Co-President Nick Cisneros ’09, from Quito, Ecuador, said that a renewed focus on the group’s educational mission, as well as a spike in interest relating to current events by students in all major disciplines, has nearly doubled DIFA’s membership within the last year.
“It’s such interesting times that everyone wants to be a part of it, to understand what it’s all about,” Cisneros said. The 35 students currently in DIFA represent a broader cross-section of academic disciplines today than at any time in its 10-year history.
“What I like about DIFA most is the whole philosophy of students teaching students,” Pross said.
A Rich Network of Resources
In addition to learning from each other, DIFA also draws freely on the rich intellectual resources of Davidson’s faculty, staff, and alumni. The college’s investment analyst, Nate Mease, offers administrative support. Professors of Economics Ben Baker and Dave Martin spoke last semester on financial accounting and valuation, respectively. Ray Jacobson, Davidson’s chief investment officer, presented a talk about the endowment and the longer-term horizons of the institutional investor. John Teed ’87, managing partner of Gaskin Teed Capital in Charlotte, spoke at another meeting on a wide range of hands-on topics from his daily work.
Though DIFA benefits from the collective wisdom of the broader college community, it is notable among peer groups at other schools because the students execute their market activity autonomously, as an independent piece of the endowment. DIFA membership is divided into six sectors (financial, energy, retail, industrials, healthcare, technology), each of which takes responsibility for doing market research and stock analysis. In turn at different Tuesday night meetings, they make buy/sell/hold pitches to the larger group. DIFA executes trades directly through an online account.
First-year student Andrew Ma ’12 from Seoul, South Korea, says DIFA is a big step toward the real world from a similar high school club, which operated in a hypothetical universe without real money. “This is more of a way to reach out into the real world,” he said.
The night that investment manager Teed spoke, he characterized much of his own daily work as exercises in problem-solving. He championed a broad liberal arts background as a perfect preparation for finding clear solutions. (Technology sector head Evan Mintz ’11 had perhaps unwittingly demonstrated Teed’s point in passing earlier in the meeting. He “solved” the “problem” of updating information for a presentation point by simply Googling the ticker symbol “GOOG” on the large screen, during the presentation itself.)
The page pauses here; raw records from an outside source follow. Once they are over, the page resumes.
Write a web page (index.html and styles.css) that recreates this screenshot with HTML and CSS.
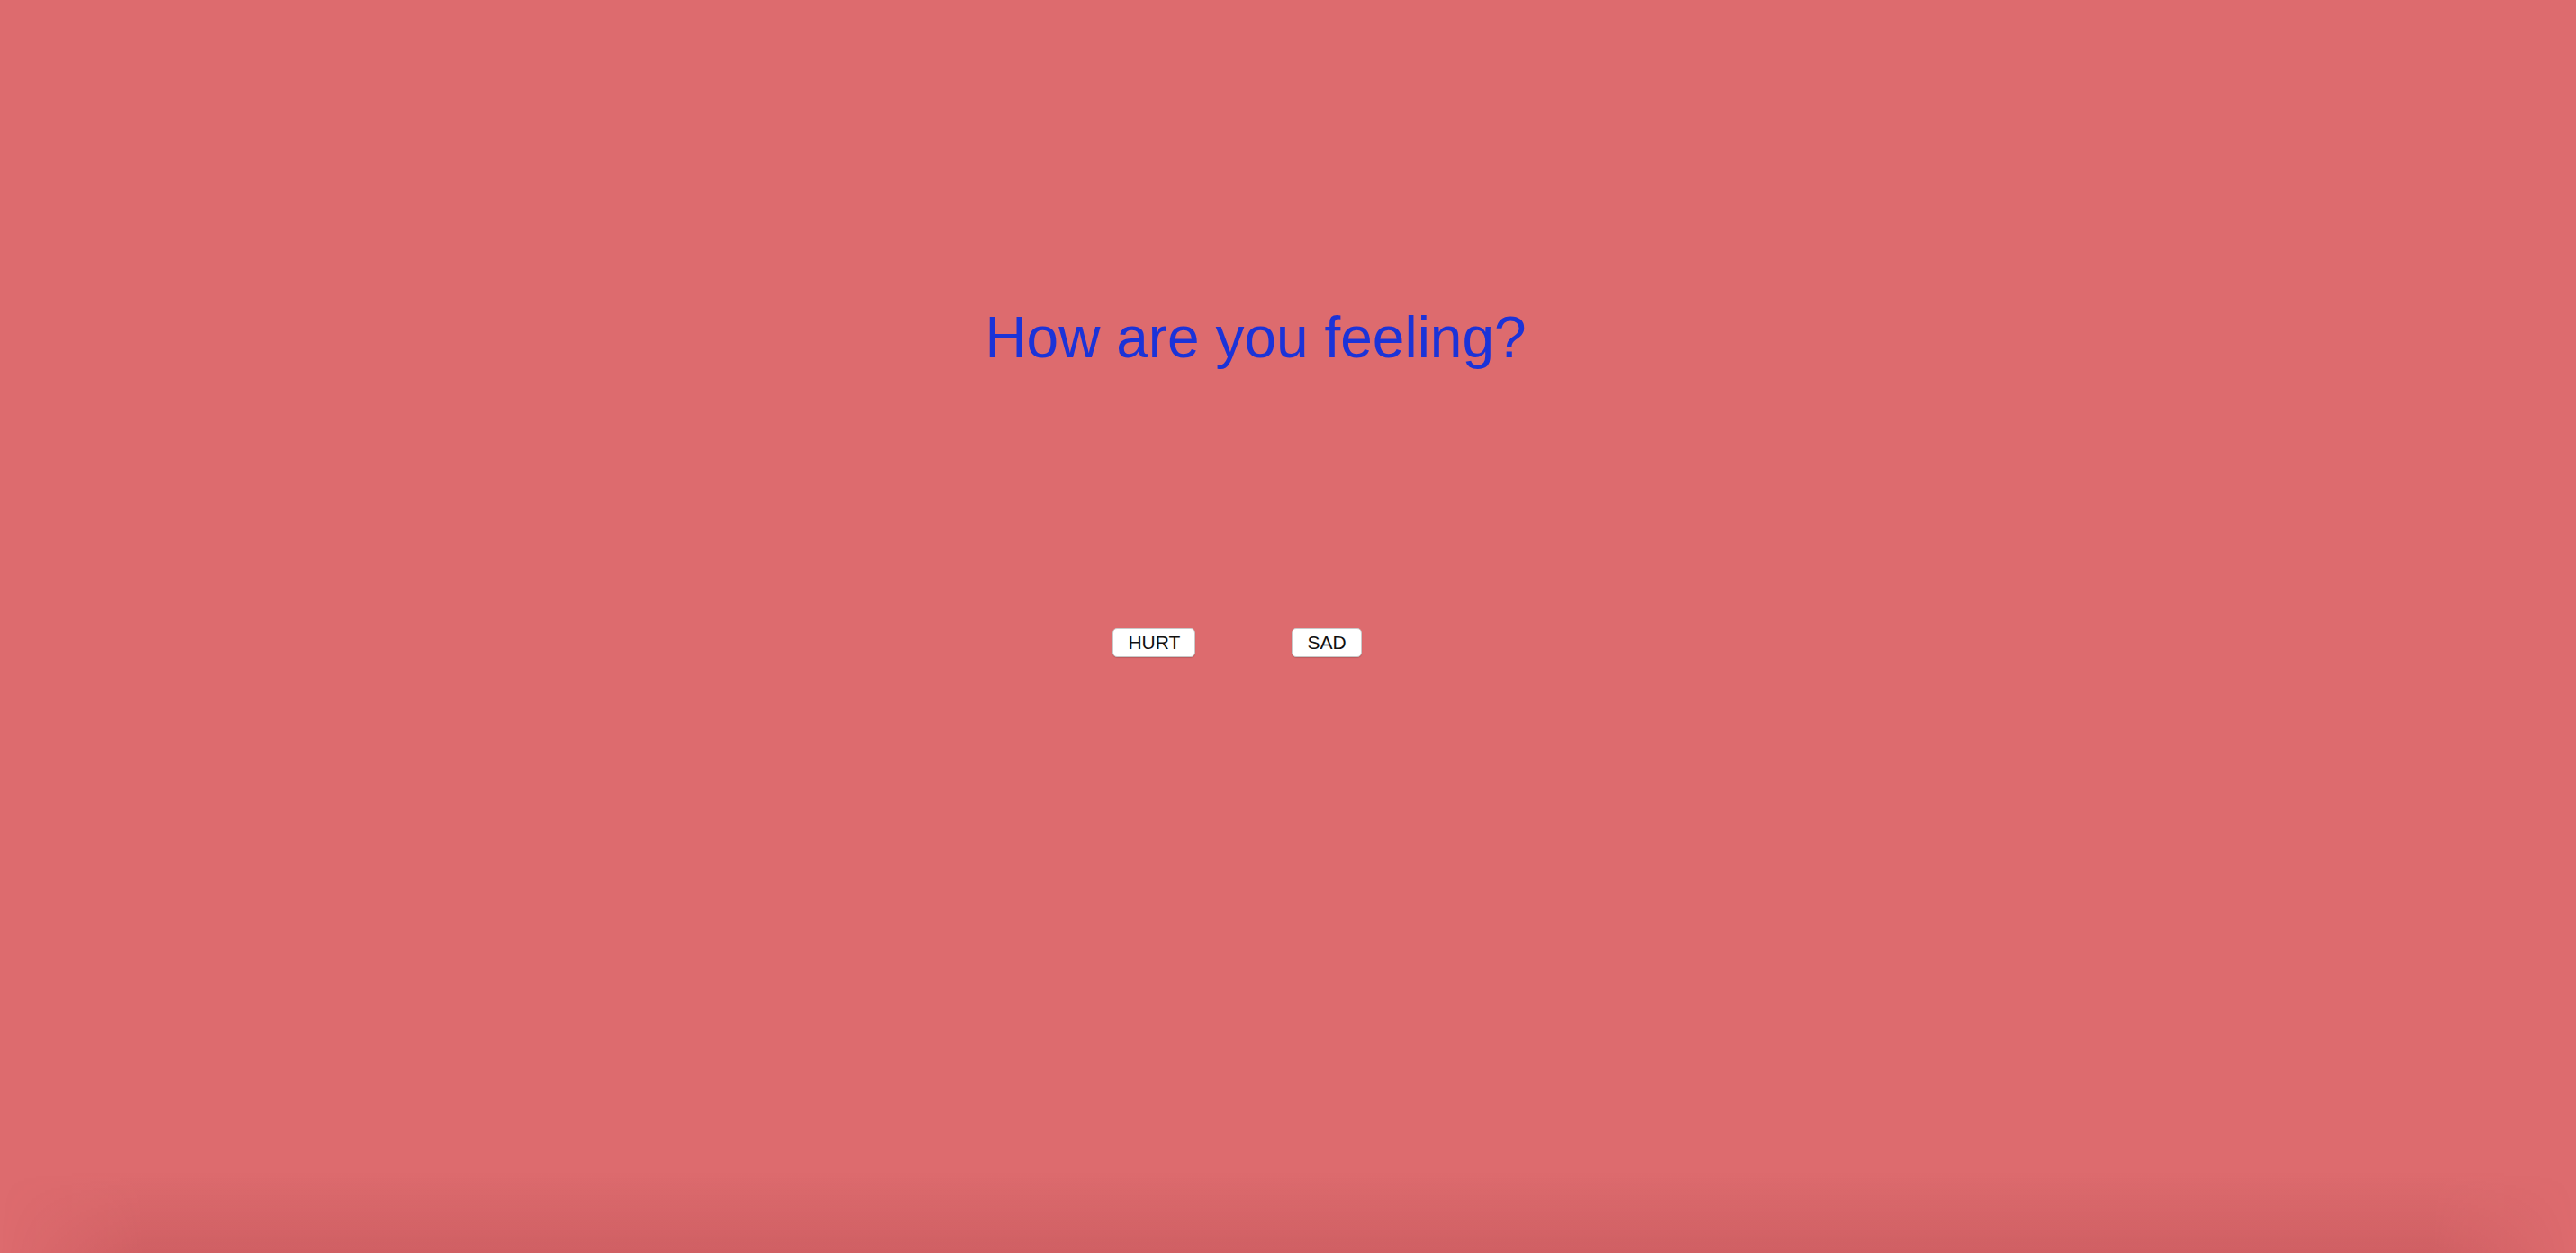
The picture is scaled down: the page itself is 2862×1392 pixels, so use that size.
FILE: index.html
```html
<!DOCTYPE html>
<html lang="en">
<head>
<meta charset="utf-8">
<title>How are you feeling?</title>
<link rel="stylesheet" href="styles.css">
</head>
<body>
<main class="page">
  <h1 class="question">How are you feeling?</h1>
  <div class="choices">
    <button class="choice" type="button">HURT</button>
    <button class="choice" type="button">SAD</button>
  </div>
</main>
<div class="bottom-shade"></div>
</body>
</html>
```

FILE: styles.css
```css
html, body {
  margin: 0;
  padding: 0;
  height: 100%;
}

body {
  background: #dd6b6e;
  font-family: "Liberation Sans", Arial, Helvetica, sans-serif;
  overflow: hidden;
  position: relative;
}

.page {
  padding-top: 339px;
  display: flex;
  flex-direction: column;
}

.question {
  margin: 0;
  font-size: 64px;
  font-weight: 400;
  line-height: 1.15;
  color: #1b33d8;
  text-align: center;
  padding-right: 72px;
}

.choices {
  margin-top: 285px;
  display: flex;
  justify-content: center;
  gap: 107px;
  padding-right: 113px;
}

.choice {
  height: 32px;
  padding: 0 16px;
  font-family: "Liberation Sans", Arial, Helvetica, sans-serif;
  font-size: 21px;
  line-height: 30px;
  color: #111;
  background: #ffffff;
  border: 1px solid #c9c9c9;
  border-radius: 5px;
  box-shadow: 0 1px 1px rgba(0, 0, 0, 0.15);
}

.bottom-shade {
  position: absolute;
  left: 0;
  right: 0;
  bottom: 0;
  height: 90px;
  background: linear-gradient(to bottom, rgba(120, 20, 30, 0) 0%, rgba(120, 20, 30, 0.13) 100%);
  -webkit-mask-image: linear-gradient(to right, transparent 0, #000 160px, #000 calc(100% - 160px), transparent 100%);
  mask-image: linear-gradient(to right, transparent 0, #000 160px, #000 calc(100% - 160px), transparent 100%);
  pointer-events: none;
}
```
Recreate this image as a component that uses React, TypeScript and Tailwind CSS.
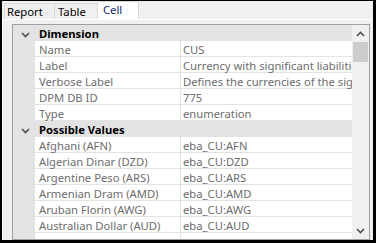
import React from 'react';

type Row = { name: string; value: string };

const dimension: Row[] = [
  { name: 'Name', value: 'CUS' },
  { name: 'Label', value: 'Currency with significant liabilities' },
  { name: 'Verbose Label', value: 'Defines the currencies of the significant liabilities' },
  { name: 'DPM DB ID', value: '775' },
  { name: 'Type', value: 'enumeration' },
];

const possible: Row[] = [
  { name: 'Afghani (AFN)', value: 'eba_CU:AFN' },
  { name: 'Algerian Dinar (DZD)', value: 'eba_CU:DZD' },
  { name: 'Argentine Peso (ARS)', value: 'eba_CU:ARS' },
  { name: 'Armenian Dram (AMD)', value: 'eba_CU:AMD' },
  { name: 'Aruban Florin (AWG)', value: 'eba_CU:AWG' },
  { name: 'Australian Dollar (AUD)', value: 'eba_CU:AUD' },
  { name: '', value: '' },
];

const Chevron = ({ up = false }: { up?: boolean }) => (
  <svg width="9" height="6" viewBox="0 0 9 6" className={up ? 'rotate-180' : ''}>
    <path d="M1 1 L4.5 4.5 L8 1" fill="none" stroke="#505050" strokeWidth="1.6" />
  </svg>
);

const Category = ({ title }: { title: string }) => (
  <div className="flex h-[16px] shrink-0 bg-[#e3e3e3]">
    <div className="flex w-[22px] justify-center pl-[3px] pt-[7px]">
      <Chevron />
    </div>
    <span className="pl-[4px] pt-[2px] font-bold leading-[14px] text-black">{title}</span>
  </div>
);

const Item = ({ row }: { row: Row }) => (
  <div className="flex h-[16px] shrink-0 bg-[#e3e3e3]">
    <div className="w-[22px] shrink-0" />
    <div className="w-[145px] shrink-0 overflow-x-clip whitespace-nowrap border-b border-[#e3e3e3] bg-white pl-[4px] pt-[2px] leading-[14px] text-[#6d6d6d]">
      {row.name}
    </div>
    <div className="ml-px flex-1 overflow-x-clip whitespace-nowrap border-b border-[#e3e3e3] bg-white pl-[2px] pt-[2px] leading-[14px] text-[#6d6d6d]">
      {row.value}
    </div>
  </div>
);

export default function App() {
  return (
    <div
      className="flex h-[243px] w-[376px] flex-col overflow-hidden border-t border-b-[3px] border-l-[2px] border-r-[3px] border-black bg-[#f0f0f0] text-[11.25px]"
      style={{ fontFamily: '"Noto Sans", sans-serif' }}
    >
      {/* tab strip */}
      <div className="flex h-[18px] shrink-0 items-end pl-[2px]">
        <div className="flex h-[16px] w-[51px] items-center border border-b-0 border-[#d9d9d9] bg-[#f0f0f0] pl-[2px] pt-[1px] leading-none">
          Report
        </div>
        <div className="flex h-[16px] w-[43px] items-center border border-b-0 border-l-0 border-[#d9d9d9] bg-[#f0f0f0] pl-[3px] pt-[1px] leading-none">
          Table
        </div>
        <div className="-mb-px flex h-[19px] w-[41px] items-start border border-b-0 border-l-0 border-[#d9d9d9] bg-white pl-[5px] pt-[2px] leading-none text-[#0a2a6a]">
          Cell
        </div>
      </div>

      {/* tab page */}
      <div className="flex min-h-0 flex-1 flex-col border-l border-t border-white pl-[9px] pr-[3px] pt-[4px]">
        <div className="flex min-h-0 flex-1 border border-[#a0a0a0] bg-[#e3e3e3]">
          <div className="flex min-w-0 flex-1 flex-col overflow-hidden">
            <Category title="Dimension" />
            {dimension.map((r) => (
              <Item key={r.name} row={r} />
            ))}
            <Category title="Possible Values" />
            {possible.map((r, i) => (
              <Item key={i} row={r} />
            ))}
          </div>
          {/* scrollbar */}
          <div className="flex w-[17px] shrink-0 flex-col bg-[#f0f0f0]">
            <div className="flex h-[17px] items-center justify-center">
              <Chevron up />
            </div>
            <div className="mx-px h-[20px] bg-[#cdcdcd]" />
            <div className="flex-1" />
            <div className="flex h-[17px] items-center justify-center">
              <Chevron />
            </div>
          </div>
        </div>
      </div>
    </div>
  );
}
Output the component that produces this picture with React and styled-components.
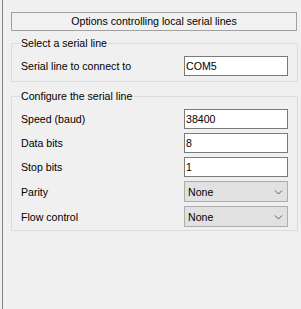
import React from "react";
import styled, { createGlobalStyle } from "styled-components";

const Global = createGlobalStyle`
  html, body { margin: 0; padding: 0; background: #f0f0f0; }
  body {
    font-family: "Liberation Sans", Arial, sans-serif;
    font-size: 10.6px;
    color: #000;
  }
`;

const Page = styled.div`
  width: 301px;
  height: 309px;
  box-sizing: border-box;
  padding-left: 2px;
  display: flex;
`;

const Panel = styled.div`
  flex: 1;
  border-left: 1px solid #838383;
  padding: 12px 3px 0 8px;
  display: flex;
  flex-direction: column;
`;

const TitleButton = styled.div`
  height: 19px;
  box-sizing: border-box;
  margin-right: 1px;
  border: 1px solid #a0a0a0;
  background: #f1f1f1;
  display: flex;
  align-items: center;
  justify-content: center;
  line-height: 1;
`;

const Group = styled.fieldset`
  margin: ${(p) => p.$top}px 0 0 0;
  padding: 0 9px ${(p) => p.$bottom}px 8px;
  border: 1px solid #dcdcdc;
  border-radius: 1px;
  min-width: 0;
`;

const Legend = styled.legend`
  padding: 0 1px;
  margin-left: 0;
  line-height: 13px;
`;

const Rows = styled.div`
  display: grid;
  grid-template-columns: 1fr 104px;
  row-gap: 4px;
  margin-top: ${(p) => p.$top}px;
  align-items: center;
`;

const Label = styled.span`
  padding-left: 1px;
`;

const TextBox = styled.input`
  box-sizing: border-box;
  width: 104px;
  height: 20px;
  margin: 0;
  border: 1px solid #7a7a7a;
  background: #fff;
  padding: 0 0 0 1px;
  font: inherit;
  color: #000;
  outline: none;
`;

const Combo = styled.div`
  box-sizing: border-box;
  width: 104px;
  height: 21px;
  border: 1px solid #adadad;
  background: #e1e1e1;
  display: flex;
  align-items: center;
  justify-content: space-between;
  padding: 0 4px 0 3px;
`;

const Chevron = () => (
  <svg width="9" height="6" viewBox="0 0 9 6">
    <path d="M1 1.5 L4.5 5 L8 1.5" fill="none" stroke="#606060" strokeWidth="1" />
  </svg>
);

export default function App() {
  return (
    <>
      <Global />
      <Page>
        <Panel>
          <TitleButton>Options controlling local serial lines</TitleButton>
          <Group $top={6} $bottom={5}>
            <Legend>Select a serial line</Legend>
            <Rows $top={6}>
              <Label>Serial line to connect to</Label>
              <TextBox defaultValue="COM5" readOnly />
            </Rows>
          </Group>
          <Group $top={8} $bottom={3}>
            <Legend>Configure the serial line</Legend>
            <Rows $top={6}>
              <Label>Speed (baud)</Label>
              <TextBox defaultValue="38400" readOnly />
              <Label>Data bits</Label>
              <TextBox defaultValue="8" readOnly />
              <Label>Stop bits</Label>
              <TextBox defaultValue="1" readOnly />
              <Label>Parity</Label>
              <Combo>
                <span>None</span>
                <Chevron />
              </Combo>
              <Label>Flow control</Label>
              <Combo>
                <span>None</span>
                <Chevron />
              </Combo>
            </Rows>
          </Group>
        </Panel>
      </Page>
    </>
  );
}
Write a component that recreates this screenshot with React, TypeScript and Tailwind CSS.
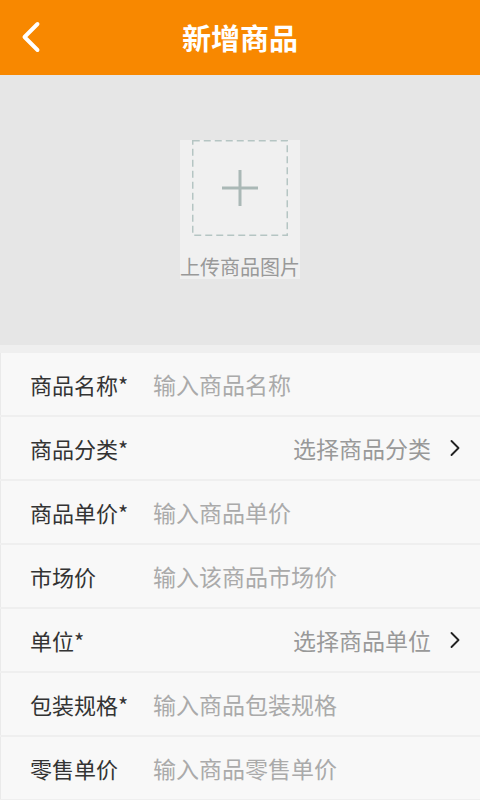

“There’s a clear connection in finance to the economics major, but I think that’s overrated,” Teed continued, noting that he gets some of his own most compelling insights from analyzing the aggregate of what’s on popular magazine covers at newsstands. “So many things affect the market outside of just pure economics, the political and economic winds, sentiment in marketplace… You need a healthy dollop of history and psychology.”
Paying It Forward
Other nuggets of wisdom Teed imparted that resonated with DIFA members the night he visited: “You can beat the returns of any professor in this building. The market doesn’t care about your intellect or where you went to school or where you worship or what kind of car you drive.” “It’s okay to be wrong. It’s not okay to stay that way.” “The stock price contains everything that is known, hoped, and projected about a stock. The stock price is the truth.”
So, what is the truth about the future? What’s the gut feeling on a current stock price that says, “Buy me!”?
“My gut tells me that’s not a question I should be trying to answer. Patience, patience,” said Paul Sorokin ’09, from South Salem, N.Y., co-president and an active investor since high school. Sorokin advocates a “laundry list” approach to stock-buying: “You have things you like, but you only buy them when they’re on sale. I have very little faith in macro-economic forecasting. There are a lot of perverse incentives throughout the financial industry, and I don’t want to participate. Markets are not nearly as rational as you might believe coming out of an M.B.A. program…. Business fundamentals change much more slowly than Wall Street’s opinion of a stock does.”
Whatever a stock does, however fundamentals may change, and whatever Wall street opinions come out of it all, DIFA students will be watching, and learning, and passing it on.
“I want to see people in here who have no idea of what Wall Street or the stock market means,” DIFA President Cisneros said, “because that was me four years ago.”